Oxygenation of the phenylhalocarbenes. Are they spin-allowed or spin-forbidden reactions?

Oxygenation mechanisms of phenylhalocarbenes in vacuum are investigated through the use of density functional theory and CASSCF-PT2 approaches. Reactions with both substituted and unsubstituted phenylhalocarbenes are strongly exothermic. The reactions with nitrosubstituted halocarbenes are predicted to be spin allowed due to the practical degeneracy of the singlet and triplet carbene states. Conversely, for the unsubstituted compounds, the equilibrium between the triplet carbene and 3 O 2 requires a previous singlet–triplet state crossing. The large spin-orbit coupling at this crossing suggests a rather efficient tunneling rate. This would help to explain why the rate constant in solution in these cases is only one order of magnitude smaller than those involving a spin-allowed process.
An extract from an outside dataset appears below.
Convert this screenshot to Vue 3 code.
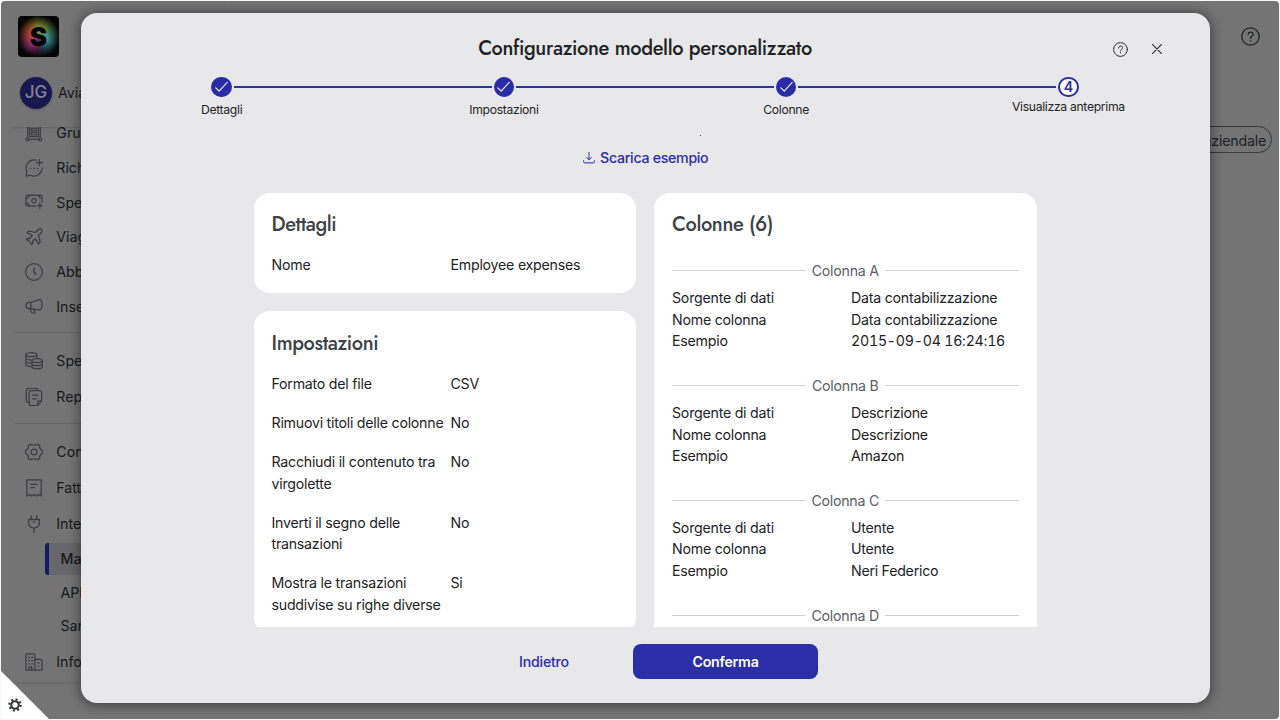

Moreover, the action of the solvent as a third body appears to play a fundamental role in prompting relatively smooth rates. Figure The oxygenation of phenylhalocarbenes is predicted to be spin-allowed when the phenylhalocarbene is substituted with electron-withdrawing groups at the para position of the aromatic ring and spin-forbidden for the unsubstituted compounds, in agreement with the experimental findings.